Leather & Roses
By Emily Kirkwood
You’re praised for your resilience, but only when it doesn’t make anyone uncomfortable.
We often mistake endurance for cruelty and tenderness for weakness, without realising the truth lies in their coexistence. To endure is to engage with time itself, to accept that life foists its burdens without pause. Real endurance extends beyond mere resistance; it’s a choice to stay present through hardship, a tranquil acceptance of reality, shaped by intention and fortitude. And its with this that one’s tenderness finds its measure, not through the opposition of strength and fervency, but its deliberate openness that allows strength to exist meaningfully.
One’s tenderness does not diminish their endurance, it accompanies it. In this coexistence we find a subtle power: the ability to endure without losing warmth, to feel deeply without collapsing under the weight of feeling. To open yourself in the midst of adversity is not to weaken but to exhibit the courage to remain human when difficulty tempts us to wish it forsaken. This is why you buy notebooks after not even finishing the last one, your way of sustaining that illusion of progress without confronting the reality that you still have half the paper left. When strength is stripped of tenderness, it ossifies into severity. It loses its pulse, its purpose and becomes an empty exertion of will.

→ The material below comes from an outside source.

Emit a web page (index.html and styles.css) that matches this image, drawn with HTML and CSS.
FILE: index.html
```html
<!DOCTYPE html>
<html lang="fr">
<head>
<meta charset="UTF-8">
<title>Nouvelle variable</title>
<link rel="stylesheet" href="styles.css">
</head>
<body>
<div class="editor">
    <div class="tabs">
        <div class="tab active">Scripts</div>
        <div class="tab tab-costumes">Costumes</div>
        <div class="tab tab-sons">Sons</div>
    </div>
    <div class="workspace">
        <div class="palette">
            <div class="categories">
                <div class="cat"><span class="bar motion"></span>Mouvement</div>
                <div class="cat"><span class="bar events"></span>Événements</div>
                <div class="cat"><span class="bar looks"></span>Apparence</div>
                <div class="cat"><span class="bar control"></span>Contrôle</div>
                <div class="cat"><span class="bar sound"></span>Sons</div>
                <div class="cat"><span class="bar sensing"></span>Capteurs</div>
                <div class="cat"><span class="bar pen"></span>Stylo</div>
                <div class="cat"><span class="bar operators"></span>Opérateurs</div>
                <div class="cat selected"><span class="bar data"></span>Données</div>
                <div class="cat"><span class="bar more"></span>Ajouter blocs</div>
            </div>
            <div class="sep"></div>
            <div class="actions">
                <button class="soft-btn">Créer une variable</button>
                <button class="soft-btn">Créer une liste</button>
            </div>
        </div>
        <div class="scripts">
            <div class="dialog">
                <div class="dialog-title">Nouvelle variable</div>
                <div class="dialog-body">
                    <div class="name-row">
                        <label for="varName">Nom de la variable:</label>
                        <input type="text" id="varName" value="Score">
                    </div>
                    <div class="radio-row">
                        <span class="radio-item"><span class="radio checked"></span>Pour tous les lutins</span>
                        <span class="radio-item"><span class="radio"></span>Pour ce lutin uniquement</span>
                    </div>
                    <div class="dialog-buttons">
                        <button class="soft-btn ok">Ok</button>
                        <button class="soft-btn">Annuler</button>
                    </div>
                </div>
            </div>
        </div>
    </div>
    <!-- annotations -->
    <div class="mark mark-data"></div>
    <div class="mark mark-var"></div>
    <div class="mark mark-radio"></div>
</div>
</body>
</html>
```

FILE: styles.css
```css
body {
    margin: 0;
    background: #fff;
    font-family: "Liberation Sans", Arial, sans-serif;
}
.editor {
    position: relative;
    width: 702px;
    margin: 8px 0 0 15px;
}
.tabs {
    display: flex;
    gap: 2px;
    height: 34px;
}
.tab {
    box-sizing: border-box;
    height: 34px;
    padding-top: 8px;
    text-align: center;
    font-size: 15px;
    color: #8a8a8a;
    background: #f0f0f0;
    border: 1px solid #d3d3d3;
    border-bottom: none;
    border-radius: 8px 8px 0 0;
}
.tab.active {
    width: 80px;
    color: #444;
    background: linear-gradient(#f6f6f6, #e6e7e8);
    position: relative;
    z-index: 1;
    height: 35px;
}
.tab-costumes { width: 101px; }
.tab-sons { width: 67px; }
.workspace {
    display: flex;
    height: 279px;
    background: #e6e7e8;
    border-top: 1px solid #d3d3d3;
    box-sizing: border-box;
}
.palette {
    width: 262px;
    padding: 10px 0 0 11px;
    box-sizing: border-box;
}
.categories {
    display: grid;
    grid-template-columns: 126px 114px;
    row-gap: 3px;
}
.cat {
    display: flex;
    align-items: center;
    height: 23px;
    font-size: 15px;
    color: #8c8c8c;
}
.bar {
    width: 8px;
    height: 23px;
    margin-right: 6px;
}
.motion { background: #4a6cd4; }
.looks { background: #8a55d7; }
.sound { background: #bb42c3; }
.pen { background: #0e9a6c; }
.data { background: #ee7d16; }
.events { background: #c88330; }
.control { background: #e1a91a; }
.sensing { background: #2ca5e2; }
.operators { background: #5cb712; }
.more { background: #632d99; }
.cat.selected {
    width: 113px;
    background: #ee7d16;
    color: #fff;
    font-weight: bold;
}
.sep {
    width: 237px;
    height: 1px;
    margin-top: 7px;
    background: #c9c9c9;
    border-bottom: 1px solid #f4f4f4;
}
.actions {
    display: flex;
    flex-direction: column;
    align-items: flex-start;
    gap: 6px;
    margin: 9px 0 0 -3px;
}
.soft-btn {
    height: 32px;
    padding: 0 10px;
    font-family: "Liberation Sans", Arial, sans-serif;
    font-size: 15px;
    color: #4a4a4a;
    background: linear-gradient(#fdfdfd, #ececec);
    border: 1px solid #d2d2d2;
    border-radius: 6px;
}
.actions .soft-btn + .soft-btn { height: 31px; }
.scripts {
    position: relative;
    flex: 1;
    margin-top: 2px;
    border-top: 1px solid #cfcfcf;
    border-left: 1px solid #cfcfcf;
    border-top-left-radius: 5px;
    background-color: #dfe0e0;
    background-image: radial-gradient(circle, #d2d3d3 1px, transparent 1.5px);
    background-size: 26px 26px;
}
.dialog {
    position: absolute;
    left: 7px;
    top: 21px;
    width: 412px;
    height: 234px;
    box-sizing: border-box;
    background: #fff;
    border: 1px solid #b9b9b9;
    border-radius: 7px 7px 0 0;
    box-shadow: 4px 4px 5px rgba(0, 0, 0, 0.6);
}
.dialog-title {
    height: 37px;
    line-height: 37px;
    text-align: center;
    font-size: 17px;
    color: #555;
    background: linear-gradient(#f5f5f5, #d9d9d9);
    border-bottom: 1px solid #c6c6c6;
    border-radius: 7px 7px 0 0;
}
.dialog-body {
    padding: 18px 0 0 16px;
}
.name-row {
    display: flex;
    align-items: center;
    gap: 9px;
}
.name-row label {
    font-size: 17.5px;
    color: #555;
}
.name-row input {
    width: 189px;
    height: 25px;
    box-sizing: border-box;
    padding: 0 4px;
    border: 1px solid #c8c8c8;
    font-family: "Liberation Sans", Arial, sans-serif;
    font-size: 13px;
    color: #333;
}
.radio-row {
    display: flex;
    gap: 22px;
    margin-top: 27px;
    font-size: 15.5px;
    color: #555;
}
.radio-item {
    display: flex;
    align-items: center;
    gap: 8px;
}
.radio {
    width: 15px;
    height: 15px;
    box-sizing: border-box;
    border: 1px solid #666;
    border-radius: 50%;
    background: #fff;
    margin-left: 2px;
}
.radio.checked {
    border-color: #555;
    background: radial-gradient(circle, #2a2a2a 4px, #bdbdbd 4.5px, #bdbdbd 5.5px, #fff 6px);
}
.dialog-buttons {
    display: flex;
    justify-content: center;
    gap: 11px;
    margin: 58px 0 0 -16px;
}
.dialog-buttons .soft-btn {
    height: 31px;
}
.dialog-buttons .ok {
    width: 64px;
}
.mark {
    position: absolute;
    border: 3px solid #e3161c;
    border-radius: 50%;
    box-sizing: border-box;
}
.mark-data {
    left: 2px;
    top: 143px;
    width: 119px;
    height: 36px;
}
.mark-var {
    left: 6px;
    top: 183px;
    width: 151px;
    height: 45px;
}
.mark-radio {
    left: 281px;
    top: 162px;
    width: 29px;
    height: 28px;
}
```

Like the depletion of tenderness from strength, tenderness without strength unfolds into mere sentimentality, beautiful yet untenable, unable to grasp onto any lasting form. Love, too, needs both. Devotion without strength will crumble, and strength without devotion will grow cold.
It's only in their union that love can endure to become something existential.
Strength without softness may not really be strength at all, but the denial of feeling. There’s a particular tragedy in how much we can bear the art of hiding, and our silence for composure. Since when has perseverance been praised more than honesty? And is that why we turn endurance into a silent surrender, walking the path of least life?